WHAT TO PRODUCE:
Copy out lines with the word "styles" from the material that follows.

SUPPLIED INFORMATION:
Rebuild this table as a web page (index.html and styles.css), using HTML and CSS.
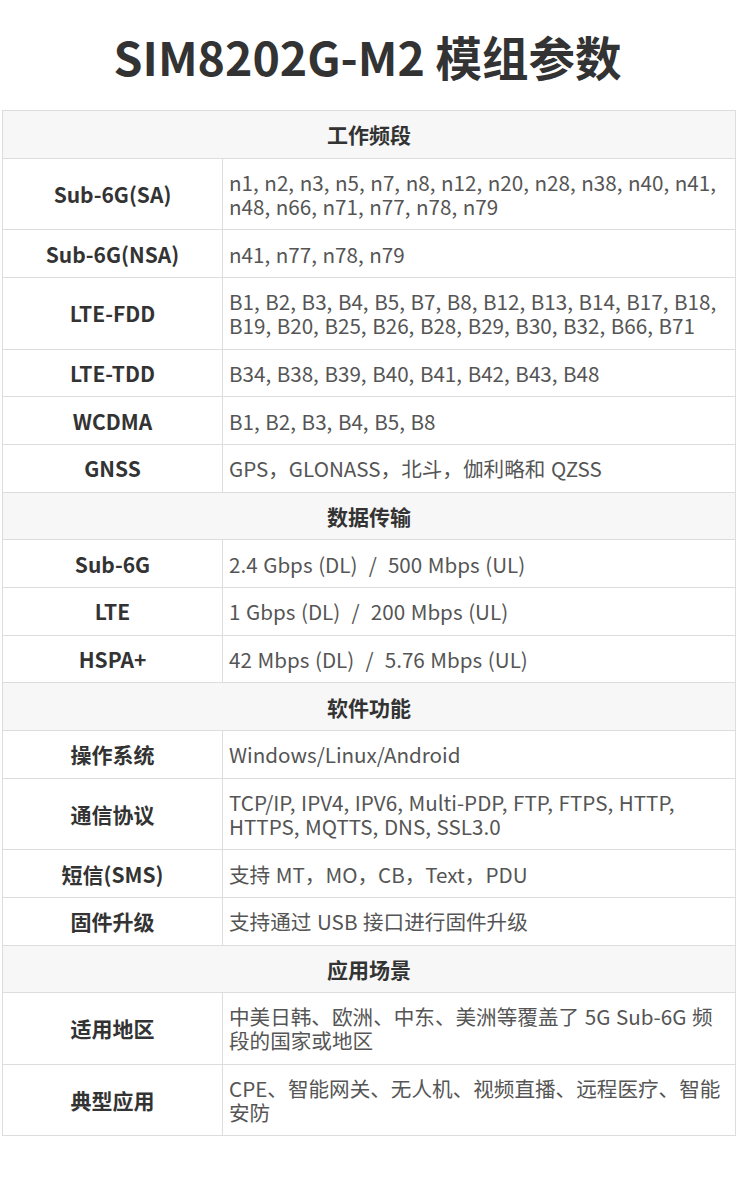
FILE: index.html
```html
<!DOCTYPE html>
<html lang="zh-CN">
<head>
<meta charset="utf-8">
<title>SIM8202G-M2 模组参数</title>
<link rel="stylesheet" href="styles.css">
</head>
<body>
<h1 class="title">SIM8202G-M2 模组参数</h1>
<table class="spec">
  <colgroup><col class="c-label"><col class="c-value"></colgroup>
  <tbody>
    <tr class="section"><th colspan="2">工作频段</th></tr>
    <tr><th>Sub-6G(SA)</th><td>n1, n2, n3, n5, n7, n8, n12, n20, n28, n38, n40, n41, n48, n66, n71, n77, n78, n79</td></tr>
    <tr><th>Sub-6G(NSA)</th><td>n41, n77, n78, n79</td></tr>
    <tr><th>LTE-FDD</th><td>B1, B2, B3, B4, B5, B7, B8, B12, B13, B14, B17, B18, B19, B20, B25, B26, B28, B29, B30, B32, B66, B71</td></tr>
    <tr><th>LTE-TDD</th><td>B34, B38, B39, B40, B41, B42, B43, B48</td></tr>
    <tr><th>WCDMA</th><td>B1, B2, B3, B4, B5, B8</td></tr>
    <tr><th>GNSS</th><td>GPS，GLONASS，北斗，伽利略和 QZSS</td></tr>
    <tr class="section"><th colspan="2">数据传输</th></tr>
    <tr><th>Sub-6G</th><td>2.4 Gbps (DL) &nbsp;/&nbsp; 500 Mbps (UL)</td></tr>
    <tr><th>LTE</th><td>1 Gbps (DL) &nbsp;/&nbsp; 200 Mbps (UL)</td></tr>
    <tr><th>HSPA+</th><td>42 Mbps (DL) &nbsp;/&nbsp; 5.76 Mbps (UL)</td></tr>
    <tr class="section"><th colspan="2">软件功能</th></tr>
    <tr><th>操作系统</th><td>Windows/Linux/Android</td></tr>
    <tr><th>通信协议</th><td>TCP/IP, IPV4, IPV6, Multi-PDP, FTP, FTPS, HTTP, HTTPS, MQTTS, DNS, SSL3.0</td></tr>
    <tr><th>短信(SMS)</th><td>支持 MT，MO，CB，Text，PDU</td></tr>
    <tr><th>固件升级</th><td>支持通过 USB 接口进行固件升级</td></tr>
    <tr class="section"><th colspan="2">应用场景</th></tr>
    <tr><th>适用地区</th><td>中美日韩、欧洲、中东、美洲等覆盖了 5G Sub-6G 频段的国家或地区</td></tr>
    <tr><th>典型应用</th><td>CPE、智能网关、无人机、视频直播、远程医疗、智能安防</td></tr>
  </tbody>
</table>
</body>
</html>
```

FILE: styles.css
```css
html, body {
  margin: 0;
  padding: 0;
  background: #ffffff;
}
body {
  width: 750px;
  font-family: "Noto Sans CJK SC", "Noto Sans", sans-serif;
  color: #333333;
}
.title {
  margin: 0;
  width: 735px;
  padding: 28px 0 0;
  height: 82px;
  line-height: 56px;
  text-align: center;
  font-size: 46.5px;
  font-weight: 700;
  color: #333333;
}
.spec {
  margin-left: 2px;
  width: 734px;
  border-collapse: collapse;
  table-layout: fixed;
  font-size: 21px;
  line-height: 24px;
}
.c-label { width: 220px; }
.spec th, .spec td {
  border: 1px solid #dddddd;
  padding: 11.34px 6px;
  vertical-align: middle;
}
.spec th {
  font-weight: 700;
  color: #333333;
  text-align: center;
}
.spec td {
  font-size: 20.6px;
  word-spacing: 1px;
  padding-right: 4px;
  font-weight: 400;
  color: #555555;
  text-align: left;
}
.spec .section th {
  background: #f7f7f7;
}
```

COMPLETE RESPONSE:
Rebuild this table as a web page (index.html and styles.css), using HTML and CSS.
<link rel="stylesheet" href="styles.css">
FILE: styles.css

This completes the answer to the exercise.